Nas últimas duas semanas, uma série de factos sugere que estamos numa época em que a ordem internacional poderá ser bastante mais descentralizada do que a vivida durante a Guerra Fria 1947-91 e os 30 anos que se seguiram ao colapso da URSS. Neste último período, a superioridade dos EUA foi clara.

O primeiro facto foi o encontro em Camp David dos líderes dos EUA, Japão e Coreia do Sul, que ali chegaram a acordo sobre uma aliança estratégica que poderá ser institucionalizada nos próximos anos. Do ponto de vista da Administração Biden, foi uma importante vitória diplomática. Durante décadas, a herança do colonialismo japonês na Coreia do Sul e a violência dos soldados japoneses sobre as mulheres sul-coreanas durante a II Guerra Mundial impediu a cooperação estratégica entre Seul e Tóquio.

A China, todavia, conseguiu o feito histórico de aproximar as duas capitais, criando condições para esta nova aliança trilateral no Pacífico. Como Michael J. Green chama a atenção no seu recente livro “Line of Advantage”, praticamente toda a atual conceção estratégica dos EUA sobre a China foi desenvolvida na capital japonesa. Shinzo Abe, ex-primeiro-ministro japonês assassinado no ano passado, foi o arquiteto intelectual de uma visão para a ordem regional no Pacífico e no Índico. Tóquio agregou interesses e isso é particularmente relevante para Washington.

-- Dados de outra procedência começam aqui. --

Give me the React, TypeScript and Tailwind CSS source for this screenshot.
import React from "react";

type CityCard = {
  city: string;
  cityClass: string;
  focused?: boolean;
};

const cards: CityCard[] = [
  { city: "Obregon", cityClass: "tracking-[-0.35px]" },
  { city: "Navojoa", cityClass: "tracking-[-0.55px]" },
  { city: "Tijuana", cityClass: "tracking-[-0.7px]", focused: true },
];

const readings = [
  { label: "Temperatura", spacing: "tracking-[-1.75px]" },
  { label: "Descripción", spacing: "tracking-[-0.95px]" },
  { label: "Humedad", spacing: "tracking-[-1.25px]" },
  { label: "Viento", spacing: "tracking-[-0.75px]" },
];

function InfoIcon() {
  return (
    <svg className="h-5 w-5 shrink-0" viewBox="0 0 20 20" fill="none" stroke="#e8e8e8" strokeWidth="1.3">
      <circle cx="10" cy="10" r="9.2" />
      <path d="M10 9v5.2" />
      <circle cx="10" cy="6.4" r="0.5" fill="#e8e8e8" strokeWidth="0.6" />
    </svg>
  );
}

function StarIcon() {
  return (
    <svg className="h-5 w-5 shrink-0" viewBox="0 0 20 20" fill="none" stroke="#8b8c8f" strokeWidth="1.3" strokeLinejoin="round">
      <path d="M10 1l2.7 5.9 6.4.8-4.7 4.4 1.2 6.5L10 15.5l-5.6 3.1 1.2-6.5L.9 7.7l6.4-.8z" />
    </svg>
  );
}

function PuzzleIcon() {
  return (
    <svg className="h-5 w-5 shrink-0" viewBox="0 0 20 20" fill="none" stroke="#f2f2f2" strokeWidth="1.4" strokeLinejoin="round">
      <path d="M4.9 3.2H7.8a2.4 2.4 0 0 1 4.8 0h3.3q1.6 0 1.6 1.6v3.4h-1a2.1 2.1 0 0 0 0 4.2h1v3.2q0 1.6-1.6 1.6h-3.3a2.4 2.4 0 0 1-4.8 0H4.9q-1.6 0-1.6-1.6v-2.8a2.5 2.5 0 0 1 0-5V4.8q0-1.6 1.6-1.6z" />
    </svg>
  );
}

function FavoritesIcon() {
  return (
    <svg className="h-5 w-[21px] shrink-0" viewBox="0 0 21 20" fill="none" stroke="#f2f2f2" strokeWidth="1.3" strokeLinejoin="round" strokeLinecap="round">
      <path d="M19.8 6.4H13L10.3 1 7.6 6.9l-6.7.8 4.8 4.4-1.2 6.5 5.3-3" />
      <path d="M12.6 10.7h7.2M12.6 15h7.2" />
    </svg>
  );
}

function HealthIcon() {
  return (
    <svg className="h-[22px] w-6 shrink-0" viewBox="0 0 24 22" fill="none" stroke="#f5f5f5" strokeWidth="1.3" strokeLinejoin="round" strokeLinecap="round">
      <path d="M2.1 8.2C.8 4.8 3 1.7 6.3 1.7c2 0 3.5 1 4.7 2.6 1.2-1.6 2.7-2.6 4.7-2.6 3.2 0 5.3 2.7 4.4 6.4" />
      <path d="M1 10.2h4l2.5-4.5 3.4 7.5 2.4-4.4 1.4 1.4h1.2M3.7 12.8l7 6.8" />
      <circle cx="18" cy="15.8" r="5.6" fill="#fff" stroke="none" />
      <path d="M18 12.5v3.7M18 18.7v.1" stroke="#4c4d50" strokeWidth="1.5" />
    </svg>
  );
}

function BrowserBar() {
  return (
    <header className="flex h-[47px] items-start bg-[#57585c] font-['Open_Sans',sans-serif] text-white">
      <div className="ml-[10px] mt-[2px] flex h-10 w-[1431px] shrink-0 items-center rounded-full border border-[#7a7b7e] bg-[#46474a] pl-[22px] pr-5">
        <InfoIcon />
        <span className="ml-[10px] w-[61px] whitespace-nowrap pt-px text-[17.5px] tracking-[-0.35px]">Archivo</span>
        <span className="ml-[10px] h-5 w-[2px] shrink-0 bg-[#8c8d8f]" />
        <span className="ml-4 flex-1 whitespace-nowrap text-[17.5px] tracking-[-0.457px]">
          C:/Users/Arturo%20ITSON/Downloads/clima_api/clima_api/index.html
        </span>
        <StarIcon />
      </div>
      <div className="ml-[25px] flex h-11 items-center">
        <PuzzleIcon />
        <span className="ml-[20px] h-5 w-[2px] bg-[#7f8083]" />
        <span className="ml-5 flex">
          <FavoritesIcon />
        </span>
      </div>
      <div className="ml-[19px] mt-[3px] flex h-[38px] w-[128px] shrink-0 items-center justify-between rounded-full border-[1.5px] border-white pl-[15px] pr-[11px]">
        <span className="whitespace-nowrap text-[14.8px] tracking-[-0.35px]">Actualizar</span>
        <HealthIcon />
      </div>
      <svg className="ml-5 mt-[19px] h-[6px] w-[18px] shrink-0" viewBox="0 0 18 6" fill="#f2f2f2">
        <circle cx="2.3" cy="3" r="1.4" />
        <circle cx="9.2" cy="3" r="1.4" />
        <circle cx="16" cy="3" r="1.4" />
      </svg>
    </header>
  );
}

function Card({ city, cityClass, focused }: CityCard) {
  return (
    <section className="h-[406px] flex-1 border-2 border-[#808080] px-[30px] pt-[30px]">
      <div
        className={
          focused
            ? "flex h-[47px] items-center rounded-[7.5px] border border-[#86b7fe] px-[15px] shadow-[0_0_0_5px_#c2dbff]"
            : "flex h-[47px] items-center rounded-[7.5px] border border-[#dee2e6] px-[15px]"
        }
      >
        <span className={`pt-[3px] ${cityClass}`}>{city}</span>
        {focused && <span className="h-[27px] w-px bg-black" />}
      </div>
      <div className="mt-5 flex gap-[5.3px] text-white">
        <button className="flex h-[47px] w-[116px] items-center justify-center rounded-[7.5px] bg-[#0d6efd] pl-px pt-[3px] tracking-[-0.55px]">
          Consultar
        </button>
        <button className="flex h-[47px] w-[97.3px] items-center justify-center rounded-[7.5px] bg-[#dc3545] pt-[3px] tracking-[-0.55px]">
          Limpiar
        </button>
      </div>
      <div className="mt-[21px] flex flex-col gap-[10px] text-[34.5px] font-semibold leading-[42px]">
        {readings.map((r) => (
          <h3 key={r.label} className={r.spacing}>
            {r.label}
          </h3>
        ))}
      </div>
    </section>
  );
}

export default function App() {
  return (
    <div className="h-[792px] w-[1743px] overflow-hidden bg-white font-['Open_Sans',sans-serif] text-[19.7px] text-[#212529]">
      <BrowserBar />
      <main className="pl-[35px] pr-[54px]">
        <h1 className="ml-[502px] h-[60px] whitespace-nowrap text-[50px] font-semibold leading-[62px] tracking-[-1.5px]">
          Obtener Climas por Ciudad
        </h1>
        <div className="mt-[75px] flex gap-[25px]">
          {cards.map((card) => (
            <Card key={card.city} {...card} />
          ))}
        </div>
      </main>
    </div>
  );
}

A China conseguiu o feito histórico de aproximar Seul e Tóquio, criando condições para uma nova aliança com os EUA no Pacífico

O segundo facto é a cimeira dos BRICS, que decorreu esta semana na África do Sul. Para Pequim, esta instituição é peça importante para ir construindo uma ordem internacional por si dominada e exportar o seu modelo político autocrático. Tal não é do interesse da Índia, Rússia e Brasil. O mesmo se passa com as capitais que gostariam de ser membros deste grupo. Por um lado, receiam a crescente ambição de uma China liderada por Xi Jinping, mas as novas rotas comerciais entre o Golfo Pérsico, África e a Ásia que favorecem os seus interesses são uma grande oportunidade. Acresce o investimento direto chinês nos seus países ou os empréstimos de Pequim sem as condições políticas de Washington.

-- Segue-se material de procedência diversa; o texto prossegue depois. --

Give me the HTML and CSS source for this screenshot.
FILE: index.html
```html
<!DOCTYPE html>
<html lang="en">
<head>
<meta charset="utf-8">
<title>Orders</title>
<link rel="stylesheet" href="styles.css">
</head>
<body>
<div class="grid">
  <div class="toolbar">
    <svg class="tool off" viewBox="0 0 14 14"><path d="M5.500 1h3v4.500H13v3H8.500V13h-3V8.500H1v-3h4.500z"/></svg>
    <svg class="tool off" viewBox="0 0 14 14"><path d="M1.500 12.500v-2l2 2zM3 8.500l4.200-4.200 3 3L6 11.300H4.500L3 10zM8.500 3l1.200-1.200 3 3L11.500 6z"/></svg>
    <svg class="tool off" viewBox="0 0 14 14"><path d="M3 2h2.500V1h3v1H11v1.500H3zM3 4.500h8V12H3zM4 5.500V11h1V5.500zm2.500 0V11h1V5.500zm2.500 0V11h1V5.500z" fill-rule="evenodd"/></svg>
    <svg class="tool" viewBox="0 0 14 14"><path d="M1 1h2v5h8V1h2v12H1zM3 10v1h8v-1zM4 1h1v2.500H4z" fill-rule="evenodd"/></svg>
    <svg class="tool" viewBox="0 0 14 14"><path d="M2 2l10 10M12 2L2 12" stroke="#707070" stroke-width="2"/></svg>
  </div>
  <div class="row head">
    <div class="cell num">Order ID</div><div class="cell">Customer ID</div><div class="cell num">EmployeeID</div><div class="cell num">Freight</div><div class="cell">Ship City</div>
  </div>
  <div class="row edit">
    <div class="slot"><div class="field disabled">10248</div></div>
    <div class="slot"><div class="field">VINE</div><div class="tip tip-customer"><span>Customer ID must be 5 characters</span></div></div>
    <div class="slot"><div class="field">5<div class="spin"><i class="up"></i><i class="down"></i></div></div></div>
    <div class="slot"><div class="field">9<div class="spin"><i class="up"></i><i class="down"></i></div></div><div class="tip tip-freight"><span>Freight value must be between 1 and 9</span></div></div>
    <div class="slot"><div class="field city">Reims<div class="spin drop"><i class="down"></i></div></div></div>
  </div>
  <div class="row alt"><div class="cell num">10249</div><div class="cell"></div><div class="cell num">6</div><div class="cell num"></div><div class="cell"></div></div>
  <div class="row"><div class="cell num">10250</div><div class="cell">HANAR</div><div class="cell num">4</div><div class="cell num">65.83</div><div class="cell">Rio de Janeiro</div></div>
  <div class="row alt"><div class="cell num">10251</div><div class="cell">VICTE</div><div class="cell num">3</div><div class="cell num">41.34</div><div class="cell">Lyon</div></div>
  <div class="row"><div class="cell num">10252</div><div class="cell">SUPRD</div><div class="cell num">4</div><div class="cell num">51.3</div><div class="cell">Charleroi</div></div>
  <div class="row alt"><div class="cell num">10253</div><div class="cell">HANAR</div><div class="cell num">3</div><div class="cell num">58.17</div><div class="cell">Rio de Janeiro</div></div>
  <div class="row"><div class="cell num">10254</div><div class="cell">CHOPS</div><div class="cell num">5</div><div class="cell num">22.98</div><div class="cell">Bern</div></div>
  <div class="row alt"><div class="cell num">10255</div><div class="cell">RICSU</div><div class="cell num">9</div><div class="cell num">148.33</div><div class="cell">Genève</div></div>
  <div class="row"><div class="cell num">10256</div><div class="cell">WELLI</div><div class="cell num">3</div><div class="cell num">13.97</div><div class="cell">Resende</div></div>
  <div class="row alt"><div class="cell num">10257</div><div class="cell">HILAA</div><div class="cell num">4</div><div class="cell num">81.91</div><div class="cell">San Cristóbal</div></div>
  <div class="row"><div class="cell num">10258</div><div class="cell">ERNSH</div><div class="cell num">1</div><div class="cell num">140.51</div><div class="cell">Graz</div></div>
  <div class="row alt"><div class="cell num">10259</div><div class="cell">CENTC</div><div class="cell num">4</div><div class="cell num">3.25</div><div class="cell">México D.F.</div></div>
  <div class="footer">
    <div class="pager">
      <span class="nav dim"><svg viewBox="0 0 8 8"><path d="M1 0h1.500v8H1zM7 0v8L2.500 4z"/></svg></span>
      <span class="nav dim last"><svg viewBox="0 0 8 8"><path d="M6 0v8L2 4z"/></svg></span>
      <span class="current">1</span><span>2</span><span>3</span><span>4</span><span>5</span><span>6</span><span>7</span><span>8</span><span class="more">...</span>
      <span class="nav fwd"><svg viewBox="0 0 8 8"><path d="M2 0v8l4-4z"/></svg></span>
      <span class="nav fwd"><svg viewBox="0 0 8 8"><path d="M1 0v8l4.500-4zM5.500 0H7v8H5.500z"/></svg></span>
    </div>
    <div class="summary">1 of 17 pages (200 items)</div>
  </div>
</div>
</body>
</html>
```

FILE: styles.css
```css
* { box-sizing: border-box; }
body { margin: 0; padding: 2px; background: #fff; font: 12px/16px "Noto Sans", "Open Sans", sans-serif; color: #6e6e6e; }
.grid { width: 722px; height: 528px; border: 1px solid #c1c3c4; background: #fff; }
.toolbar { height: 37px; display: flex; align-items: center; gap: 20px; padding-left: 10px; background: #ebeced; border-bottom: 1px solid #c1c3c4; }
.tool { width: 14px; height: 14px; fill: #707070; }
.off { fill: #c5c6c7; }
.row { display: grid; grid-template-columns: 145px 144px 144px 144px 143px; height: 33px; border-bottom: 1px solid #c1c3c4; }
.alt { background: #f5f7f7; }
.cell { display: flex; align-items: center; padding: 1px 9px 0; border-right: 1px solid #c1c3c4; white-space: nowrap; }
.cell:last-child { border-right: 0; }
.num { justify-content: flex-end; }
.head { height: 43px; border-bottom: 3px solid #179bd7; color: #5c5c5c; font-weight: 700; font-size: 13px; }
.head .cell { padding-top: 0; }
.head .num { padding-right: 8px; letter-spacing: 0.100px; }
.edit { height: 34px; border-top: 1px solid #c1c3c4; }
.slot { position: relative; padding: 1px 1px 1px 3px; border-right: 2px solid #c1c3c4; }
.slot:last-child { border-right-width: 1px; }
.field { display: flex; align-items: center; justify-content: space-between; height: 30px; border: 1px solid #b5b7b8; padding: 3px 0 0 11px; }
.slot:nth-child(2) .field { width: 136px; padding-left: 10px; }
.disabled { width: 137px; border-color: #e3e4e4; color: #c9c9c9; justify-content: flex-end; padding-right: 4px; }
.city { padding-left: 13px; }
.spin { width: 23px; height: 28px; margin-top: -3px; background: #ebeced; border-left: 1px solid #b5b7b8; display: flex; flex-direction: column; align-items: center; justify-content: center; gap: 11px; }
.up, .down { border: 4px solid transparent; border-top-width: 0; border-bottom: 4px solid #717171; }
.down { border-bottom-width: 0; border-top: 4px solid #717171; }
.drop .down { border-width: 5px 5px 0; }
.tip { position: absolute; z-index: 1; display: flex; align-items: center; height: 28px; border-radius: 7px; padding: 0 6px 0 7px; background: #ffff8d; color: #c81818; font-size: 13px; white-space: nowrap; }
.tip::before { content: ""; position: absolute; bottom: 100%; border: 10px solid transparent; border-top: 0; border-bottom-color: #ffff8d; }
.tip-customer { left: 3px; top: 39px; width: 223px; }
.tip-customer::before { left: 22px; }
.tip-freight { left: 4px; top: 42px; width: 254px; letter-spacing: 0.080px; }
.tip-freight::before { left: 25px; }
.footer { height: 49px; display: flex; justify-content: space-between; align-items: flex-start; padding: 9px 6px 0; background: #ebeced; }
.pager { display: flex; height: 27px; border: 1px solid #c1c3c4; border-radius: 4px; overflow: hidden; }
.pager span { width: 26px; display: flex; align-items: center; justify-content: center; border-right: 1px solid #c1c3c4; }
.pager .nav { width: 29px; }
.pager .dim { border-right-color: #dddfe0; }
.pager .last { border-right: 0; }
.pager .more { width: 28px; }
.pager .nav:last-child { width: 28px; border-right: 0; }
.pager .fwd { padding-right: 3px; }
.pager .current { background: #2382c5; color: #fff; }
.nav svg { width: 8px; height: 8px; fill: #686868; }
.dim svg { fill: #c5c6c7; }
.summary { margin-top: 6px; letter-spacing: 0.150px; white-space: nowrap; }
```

Todos estes países tendem a achar que os EUA continuarão a ser o país mais poderoso do mundo no final da década, mas temem a sua hegemonia financeira e imprevisibilidade como aliado ou parceiro científico, económico e militar. A sua aproximação à China é forma de acelerar o seu processo de desenvolvimento interno e, ao mesmo tempo, tentar descentralizar a política internacional. Esperam que tudo isto lhes dê mais margem de manobra para defender os seus interesses e evitar escolher entre os EUA, que consideram uma potência hipócrita, e a China.

Washington e Pequim gostariam de agir numa época dominada pela centralização. Todavia, a sua rivalidade dá às médias potências a possibilidade de tentarem construir alternativas às instituições internacionais existentes.